The shift of concentration profiles for any depth reflects the time-dependent characteristic of chloride diffusion. It can be observed that the concentration of chlorides increases with the increase in exposure duration for a given depth, which confirms that the ingress of chlorides is a continuous phenomenon. Such effects are of critical importance to the lifetime performance of reinforced concrete structures, as the gradual increase in chloride concentration at the level of steel reinforcement bars increases the probability of corrosion initiation, cracking, and spalling, thus reducing the in-service lifetime of the structure in question [9].
A sample contour plot of chloride concentration at the 100th year is presented in Figure 8. The chloride flux is assumed to be applied to the tension surface of the beam for 100 years to simulate the realistic marine or deicing exposure condition. The chloride concen- tration is maximum at the bottom of the beam and decreases towards the compression zone showing that diffusion controlled transport of chloride ions through concrete matrix is the dominant mechanism.
The relationship between the concentration of chloride and the depth and exposure time inside the concrete matrix is quite apparent. The concentration of chloride found at the exposed surface margin shows a maximum as can be seen from Figure 9 and decreases with depth from the surface [4].
Comparison of Corroded Beam
The finite element results for the sound, 10% corroded, and 20% corroded beams are compared in Figure 10. The load-deflection curves clearly illustrate a reduction in both stiffness and ultimate capacity as the level of corrosion increases [14, 15, 16]. The sound beam and corroded beam is following same trend up to the 7 mm with the sustained a peak load of sound beam is 82 kN. In contrast, the beams with 10% and 20% corrosion achieved peak loads of 68 kN and 55 kN, respectively. This represents a reduction in ultimate capacity of around 17% for the 10% corroded beam and 33% for the 20% corroded beam, relative to the sound condition [3].
As we can clearly observe in Figure 10, the sound beam and the 10% corroded beam follow the same trend up to 40 mm after the peak load. In contrast, the 20% corroded beam shows a different trend due to the load taken by the corrosion product [4].
In addition to the decrease in ultimate load, the initial slope of the load-deflection curve becomes less steep with increasing corrosion. This flattening indicates a reduction in flexural stiffness, which is attributable to the loss of steel cross-sectional area and deterioration of the steel-concrete bond. Furthermore, the post-peak response of the 20% corroded beam exhibits a more abrupt loss of load-carrying capacity, signifying a transition towards a more brittle failure mode [14, 15].

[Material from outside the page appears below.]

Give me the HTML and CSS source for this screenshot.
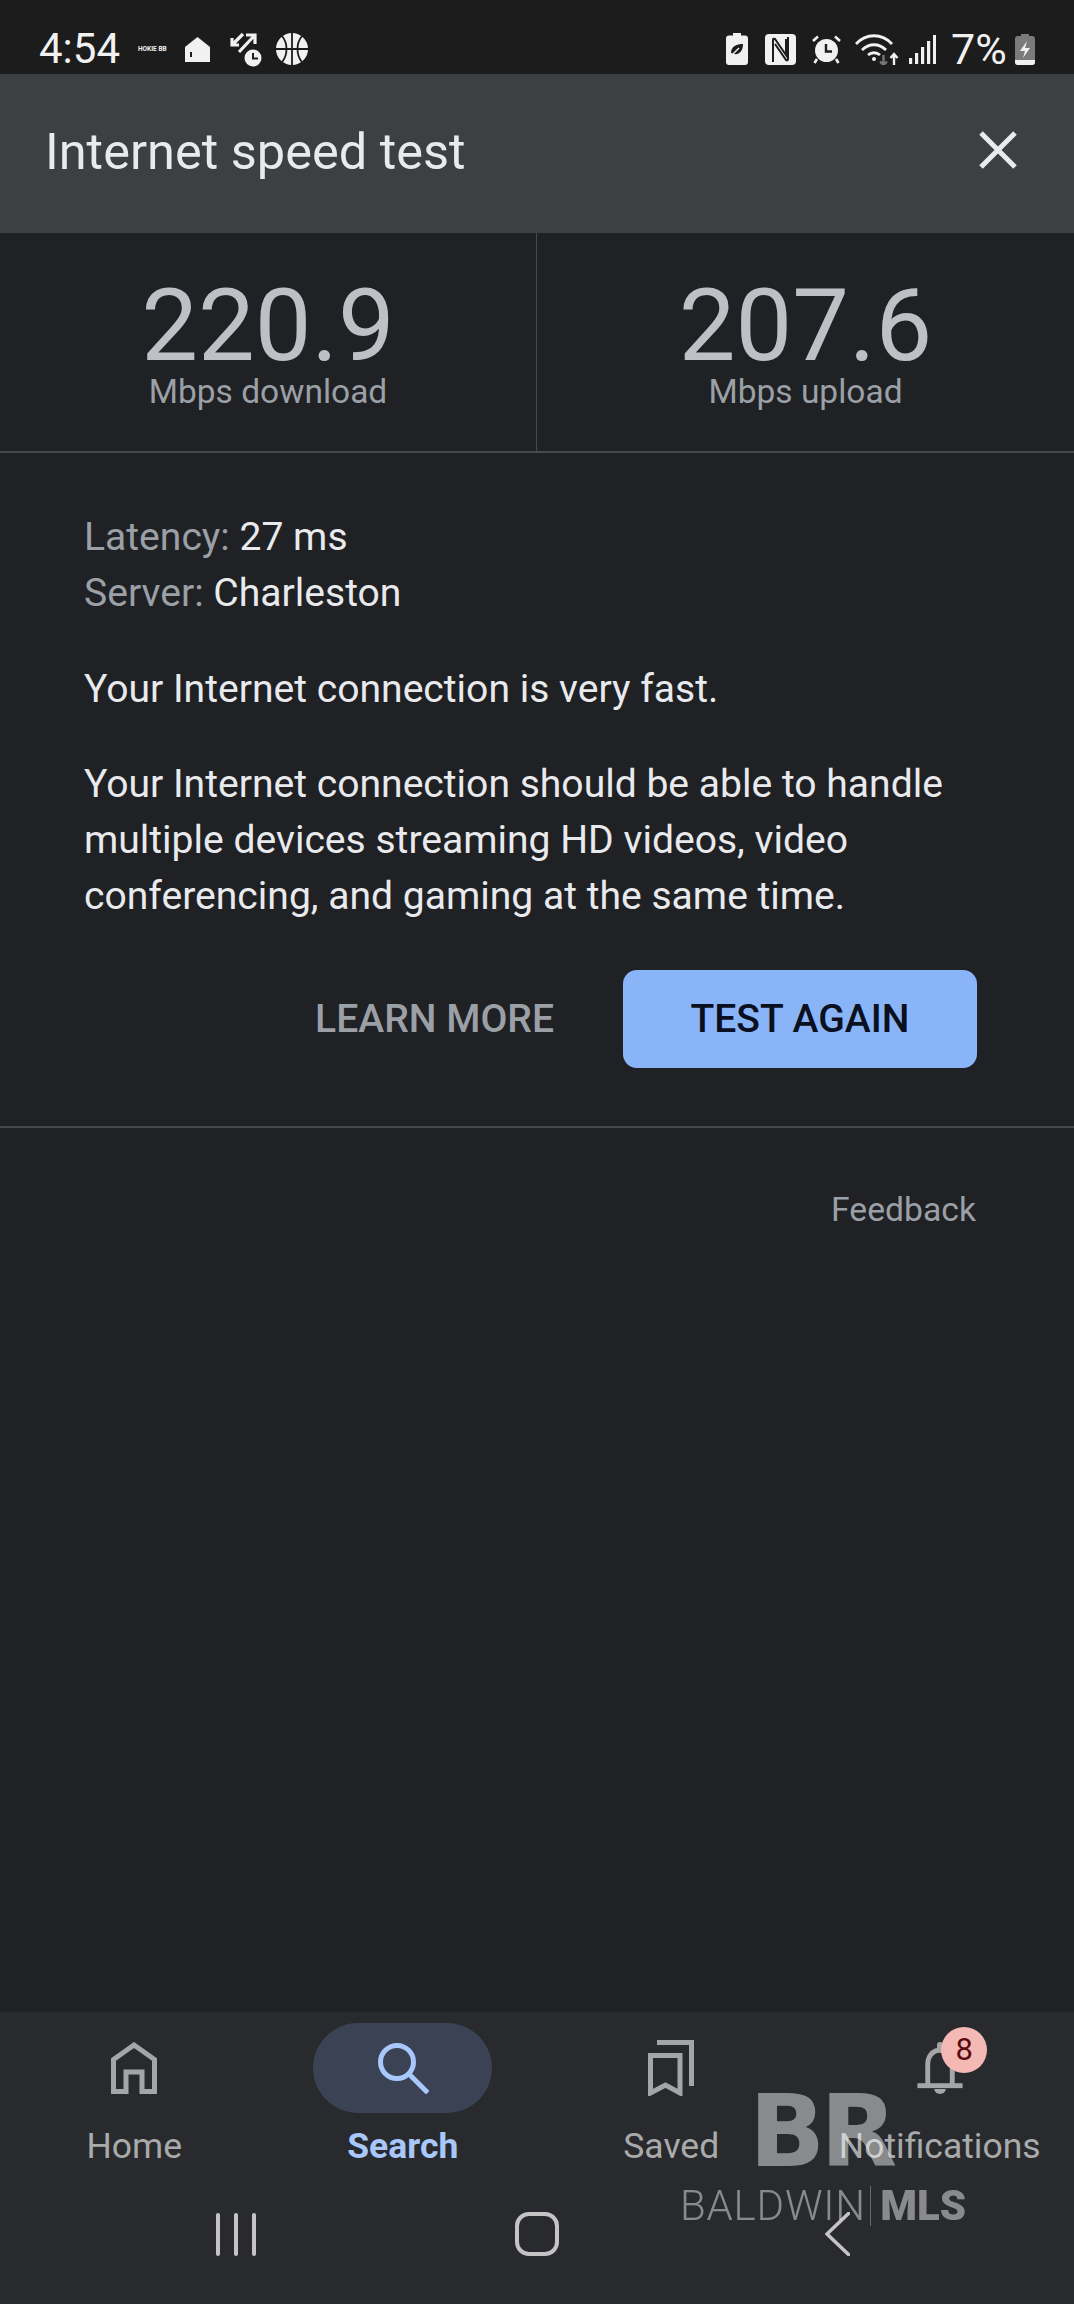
FILE: index.html
```html
<!DOCTYPE html>
<html>
<head>
<meta charset="utf-8">
<title>Internet speed test</title>
<link rel="stylesheet" href="styles.css">
</head>
<body>
<div class="page">

  <div class="statusbar">
    <div class="status-left">
      <span class="time">4:54</span>
      <span class="mini-logo">HOKIE BB</span>
      <svg class="ic-house" viewBox="0 0 25 25"><path d="M12.5 0L25 10V25H0V10Z" fill="#f1f1f1"/><rect x="5" y="15" width="2" height="5" fill="#1c1c1d"/></svg>
      <svg class="ic-transfer" viewBox="0 0 33 35" fill="none" stroke="#f1f1f1" stroke-width="3.2"><path d="M14 2L3 13M3 6V13H10"/><path d="M10 20L25 4M17 3H26V12"/><circle cx="24" cy="26" r="8.5" fill="#f1f1f1" stroke="none"/><path d="M24 21V26.5H29" stroke="#1c1c1d" stroke-width="2"/></svg>
      <svg class="ic-ball" viewBox="0 0 32 32"><circle cx="16" cy="16" r="16" fill="#f1f1f1"/><g fill="none" stroke="#1c1c1d" stroke-width="1.8"><path d="M16 0V32M0 16H32"/><path d="M6 3C12 10 12 22 6 29"/><path d="M26 3C20 10 20 22 26 29"/></g></svg>
    </div>
    <div class="status-right">
      <svg class="ic-eco" viewBox="0 0 22 32"><path d="M7 0H15V2.500H19Q22 2.500 22 5.500V29Q22 32 19 32H3Q0 32 0 29V5.500Q0 2.500 3 2.500H7Z" fill="#f1f1f1"/><path d="M5 20C5 13 11 11 17 11C17 18 13 22 8 21Z" fill="#1c1c1d"/><path d="M4 24L13 15" stroke="#f1f1f1" stroke-width="1.500"/></svg>
      <svg class="ic-nfc" viewBox="0 0 31 31"><rect width="31" height="31" rx="4" fill="#f1f1f1"/><path d="M8 28V6Q8 4 10 5L21 21V5M23 3V25Q23 27 21 26L10 10" fill="none" stroke="#1c1c1d" stroke-width="2"/></svg>
      <svg class="ic-alarm" viewBox="0 0 29 29"><circle cx="14.500" cy="15.500" r="11.500" fill="#f1f1f1"/><path d="M1 6L6 1.500M28 6L23 1.500M5 24L2.500 28M24 24L26.500 28" stroke="#f1f1f1" stroke-width="2.600" fill="none"/><path d="M14 9V16.500H20" stroke="#1c1c1d" stroke-width="2.400" fill="none"/></svg>
      <svg class="ic-wifi" viewBox="0 0 44 31" fill="none"><path d="M1 10C11 -1 27 -1 37 10" stroke="#f1f1f1" stroke-width="2.800"/><path d="M7 16C14 9 24 9 31 16" stroke="#f1f1f1" stroke-width="2.800"/><path d="M13 21C16.500 18 21.500 18 25 21" stroke="#f1f1f1" stroke-width="2.800"/><circle cx="19" cy="25" r="2" fill="#f1f1f1"/><path d="M28.500 21V31M25 27.500L28.500 31L32 27.500" stroke="#777" stroke-width="2.400"/><path d="M39 31V20M35.500 24L39 20L42.500 24" stroke="#f1f1f1" stroke-width="2.400"/></svg>
      <svg class="ic-signal" viewBox="0 0 27 29" fill="#f1f1f1"><rect x="0" y="23" width="3.200" height="6"/><rect x="6" y="18" width="3.200" height="11"/><rect x="12" y="12" width="3.200" height="17"/><rect x="18" y="6" width="3.200" height="23"/><rect x="24" y="0" width="3" height="29"/></svg>
      <span class="percent">7%</span>
      <svg class="ic-battery" viewBox="0 0 20 31"><path d="M6 0H14V2H17Q20 2 20 5V28Q20 31 17 31H3Q0 31 0 28V5Q0 2 3 2H6Z" fill="#7b7b7b"/><path d="M0 26H20V28Q20 31 17 31H3Q0 31 0 28Z" fill="#f1f1f1"/><path d="M12 7L5 17H10L8 24L15 14H10Z" fill="#f1f1f1"/></svg>
    </div>
  </div>

  <div class="appbar">
    <div class="appbar-title">Internet speed test</div>
    <svg class="ic-close" viewBox="0 0 38 38"><path d="M2 2L36 36M36 2L2 36" stroke="#e8eaed" stroke-width="5" fill="none"/></svg>
  </div>

  <div class="content">
    <div class="stats">
      <div class="stat">
        <div class="stat-num">220.9</div>
        <div class="stat-label">Mbps download</div>
      </div>
      <div class="stat">
        <div class="stat-num">207.6</div>
        <div class="stat-label">Mbps upload</div>
      </div>
    </div>

    <div class="details">
      <p class="meta"><span class="dim">Latency:</span> 27 ms<br><span class="dim">Server:</span> Charleston</p>
      <p>Your Internet connection is very fast.</p>
      <p>Your Internet connection should be able to handle multiple devices streaming HD videos, video conferencing, and gaming at the same time.</p>
      <div class="actions">
        <span class="learn">LEARN MORE</span>
        <span class="again">TEST AGAIN</span>
      </div>
    </div>

    <div class="feedback">Feedback</div>
  </div>

  <div class="bottom">
    <div class="tabs">
      <div class="tab">
        <div class="tab-icon">
          <svg class="ic-tab" viewBox="0 0 46 52" fill="none" stroke="#a4a5a6" stroke-width="5"><path d="M2.500 49.500V17.500L23 3L43.500 17.500V49.500H31V30H15V49.500Z"/></svg>
        </div>
        <div class="tab-label">Home</div>
      </div>
      <div class="tab on">
        <div class="tab-icon">
          <svg class="ic-tab ic-search" viewBox="0 0 52 52" fill="none" stroke="#a8c7fa" stroke-width="5"><circle cx="20" cy="20" r="16.500"/><path d="M32 32L49 49" stroke-linecap="square"/></svg>
        </div>
        <div class="tab-label">Search</div>
      </div>
      <div class="tab">
        <div class="tab-icon">
          <svg class="ic-tab ic-saved" viewBox="0 0 46 56" fill="none" stroke="#a4a5a6" stroke-width="5"><path d="M9 2.500H43.500V46"/><path d="M2.500 15.500H32V53L17.500 45L2.500 53Z"/></svg>
        </div>
        <div class="tab-label">Saved</div>
      </div>
      <div class="tab">
        <div class="tab-icon">
          <svg class="ic-tab" viewBox="0 0 46 53" fill="#a4a5a6"><path d="M8 43V23C8 13 14 7 20 6V3Q20 0 23 0T26 3V6C32 7 38 13 38 23V43H33V23C33 16 29 11 23 11S13 16 13 23V43Z"/><rect x="0" y="42" width="46" height="5"/><path d="M17 48H29Q28 53 23 53T17 48Z"/></svg>
          <span class="badge">8</span>
        </div>
        <div class="tab-label">Notifications</div>
      </div>
    </div>
    <div class="syskeys">
      <div class="syskey">
        <div class="recents"><i></i><i></i><i></i></div>
      </div>
      <div class="syskey"><div class="sys-home"></div></div>
      <div class="syskey">
        <svg class="ic-back" viewBox="0 0 25 44" fill="none"><path d="M23.500 1.500L2 22L23.500 42.500" stroke="#c4c4c4" stroke-width="3.600" stroke-linecap="round"/></svg>
      </div>
    </div>
    <div class="watermark">
      <div class="wm-logo">BR</div>
      <div class="wm-name"><span class="wm-thin">BALDWIN</span><span class="wm-bold">MLS</span></div>
    </div>
  </div>

</div>
</body>
</html>
```

FILE: styles.css
```css
html, body {
    margin: 0;
    padding: 0;
    background: #202124;
}
.page {
    width: 1074px;
    height: 2304px;
    display: flex;
    flex-direction: column;
    font-family: Roboto, "Liberation Sans", sans-serif;
    overflow: hidden;
}

/* status bar */
.statusbar {
    height: 74px;
    flex: none;
    background: #1c1c1d;
    display: flex;
    justify-content: space-between;
    align-items: center;
    padding: 24px 39px 0;
    box-sizing: border-box;
    color: #f1f1f1;
}
.status-left, .status-right {
    display: flex;
    align-items: center;
}
.time {
    font-size: 42px;
    line-height: 46px;
    width: 80px;
}
.percent {
    font-size: 43px;
    line-height: 46px;
    width: 56px;
    margin-left: 15px;
    white-space: nowrap;
}
.mini-logo {
    font-size: 6.500px;
    font-weight: 700;
    width: 29px;
    margin-left: 19px;
    white-space: nowrap;
    overflow: hidden;
}
.ic-house { width: 25px; height: 25px; margin-left: 18px; }
.ic-transfer { width: 33px; height: 35px; margin-left: 19px; }
.ic-ball { width: 32px; height: 32px; margin-left: 14px; }
.ic-eco { width: 22px; height: 32px; }
.ic-nfc { width: 31px; height: 31px; margin-left: 17px; }
.ic-alarm { width: 29px; height: 29px; margin-left: 16px; }
.ic-wifi { width: 44px; height: 31px; margin-left: 14px; }
.ic-signal { width: 27px; height: 29px; margin-left: 10px; }
.ic-battery { width: 20px; height: 31px; margin-left: 8px; }

/* app bar */
.appbar {
    height: 159px;
    flex: none;
    background: #3c4043;
    display: flex;
    justify-content: space-between;
    align-items: center;
    padding: 0 57px 4px 45px;
    box-sizing: border-box;
}
.appbar-title {
    font-size: 50.500px;
    color: #e8eaed;
}
.ic-close {
    width: 38px;
    height: 38px;
    margin-bottom: 4px;
}

/* results */
.content {
    flex: 1;
    background: #202124;
}
.stats {
    display: grid;
    grid-template-columns: 1fr 1fr;
    border-bottom: 2px solid #47494c;
    height: 220px;
    box-sizing: border-box;
}
.stat {
    text-align: center;
    padding-top: 46px;
}
.stat:first-child {
    border-right: 1px solid #47494c;
}
.stat-num {
    font-size: 101px;
    line-height: 94px;
    color: #bdc1c6;
}
.stat-label {
    font-size: 33.500px;
    line-height: 37px;
    color: #9aa0a6;
}
.details {
    padding: 56px 97px 58px 84px;
    border-bottom: 2px solid #47494c;
    font-size: 39.100px;
    line-height: 56px;
    color: #e8eaed;
}
.details p {
    margin: 0 0 39.500px;
}
.dim {
    color: #9aa0a6;
}
.actions {
    display: flex;
    justify-content: flex-end;
    align-items: center;
    gap: 69px;
    margin-top: 46px;
    font-weight: 500;
}
.learn {
    color: #9aa0a6;
}
.again {
    width: 354px;
    height: 98px;
    line-height: 98px;
    text-align: center;
    background: #8ab4f8;
    border-radius: 14px;
    color: #0b1020;
}
.feedback {
    padding: 60px 98px 0 0;
    text-align: right;
    font-size: 33.700px;
    line-height: 44px;
    color: #9aa0a6;
}

/* bottom nav */
.bottom {
    height: 292px;
    flex: none;
    background: #292a2d;
    position: relative;
}
.tabs {
    display: grid;
    grid-template-columns: repeat(4, 1fr);
    padding-top: 11px;
}
.tab {
    display: flex;
    flex-direction: column;
    align-items: center;
}
.tab-icon {
    width: 179px;
    height: 90px;
    border-radius: 45px;
    display: flex;
    align-items: center;
    justify-content: center;
    position: relative;
}
.ic-tab {
    width: 46px;
    height: 52px;
}
.ic-search {
    width: 52px;
}
.ic-saved {
    height: 56px;
}
.tab.on .tab-icon {
    background: #3a4254;
}
.tab-label {
    margin-top: 11px;
    font-size: 35.500px;
    line-height: 44px;
    color: #a9aaab;
}
.tab.on .tab-label {
    color: #a8c7fa;
    font-weight: 700;
}
.badge {
    position: absolute;
    left: 91px;
    top: 4px;
    width: 46px;
    height: 46px;
    border-radius: 50%;
    background: #f5b9b5;
    color: #5a0a10;
    font-size: 31px;
    line-height: 46px;
    text-align: center;
}
.syskeys {
    display: grid;
    grid-template-columns: repeat(3, 301px);
    padding: 44px 0 0 85px;
}
.syskey {
    display: flex;
    justify-content: center;
    align-items: center;
    height: 44px;
}
.recents {
    display: flex;
    gap: 14px;
}
.recents i {
    display: block;
    width: 4px;
    height: 43px;
    border-radius: 2px;
    background: #c4c4c4;
}
.sys-home {
    width: 44px;
    height: 44px;
    box-sizing: border-box;
    border: 4px solid #c4c4c4;
    border-radius: 14px;
}
.ic-back {
    width: 25px;
    height: 44px;
}

/* watermark over the nav */
.watermark {
    position: absolute;
    left: 680px;
    top: 76px;
    width: 286px;
    color: rgba(255, 255, 255, 0.45);
    filter: blur(0.5px);
}
.wm-logo {
    margin-left: 69px;
    font-family: "DejaVu Sans", sans-serif;
    font-weight: 700;
    font-size: 100px;
    line-height: 80px;
    letter-spacing: -5px;
    padding-top: 4px;
}
.wm-name {
    display: flex;
    align-items: center;
    margin-top: 14px;
    font-size: 42px;
    line-height: 40px;
}
.wm-thin {
    font-weight: 300;
    width: 191px;
    letter-spacing: 0.800px;
    white-space: nowrap;
    border-right: 1px solid rgba(255, 255, 255, 0.3);
}
.wm-bold {
    font-weight: 900;
    margin-left: 9px;
}
```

These findings demonstrate that even minor corrosion can significantly compromise the structural performance of reinforced concrete beams [15, 17].
Bond stress comparison of Corroded Beam
Figure 11, the relationship between bond stress and slip for the sound, 10% corroded, and 20% corroded beams obtained from the FEM simulation. It can be observed that corrosion significantly affects the bond performance between concrete and reinforcing steel. For the sound beam, the bond stress increased almost linearly with slip up to a 5 mm slip it is showing the peak bond stress is 6.9 MPa, indicating good adhesion and confinement between concrete and steel. In case of the 10% corroded beam showed a reduced peak bond stress of 5.0 MPa, while the 20% corroded beam exhibited a much lower peak bond stress value of 2.5 MPa. This progressive reduction in bond stress reflects the degradation of the concrete-steel interface due to corrosion-induced cracking and loss of mechanical interlock [3, 18].
Additionally, the initial portion of the curve for all beams showed a similar slope, representing the elastic adhesion phase. However, as corrosion increased, the transition from elastic to plastic slip occurred earlier, indicating premature de-bonding. Overall, the FEM results demonstrate that corrosion weakens the bond strength and stiffness, leading to a larger slip at lower stress levels [6]. This finding aligns with trends reported in previous experimental studies and confirms the ability of the numerical model to capture the effect of corrosion on bond degradation [18, 19].
Conclusion
To investigate the effect of chloride induced corrosion on reinforced concrete beam a numerical modeling analysis was carried out by applying finite element method (FEM) using ABAQUS. The model was validated against the experimental results of a normal beam. The model shows less than 5% deviation in the load-deflection behavior. By comparing the results, it is concluded that the model is able to predict the structural response under a mechanical load.
The results for the corroded beams showed a meaningful deterioration in terms of the ultimate load, stiffness and bond stress-slip behavior of the concrete-steel interface when the level of corrosion level of 10% and 20% led to reductions of 17% and 33% in ultimate load and 65% in peak load which indicates the effect of corrosion damages on the interface and subsequently the performance of the beam.
The results of the chloride diffusion experiment for 100 years of exposure from tension surface show gradual penetration of chloride ions in concrete and chloride front approaching rebar depth. The contours and profiles of variations show that chloride diffusion in concrete is transport-controlled process and is responsible for corrosion onset in the long run.
Ultimately, the combination of FEM analysis and diffusion model was effective in capturing the mechanical and durability behavior of RC beam degradation. This study may act as a reference for service life evaluation and future studies on corrosion mitigation and durability design of reinforced concrete structures such as bridges. Future work will focus on full coupling between diffusion, corrosion expansion, crack propagation and exploring strengthened configuration using CFRP material or hybrid materials.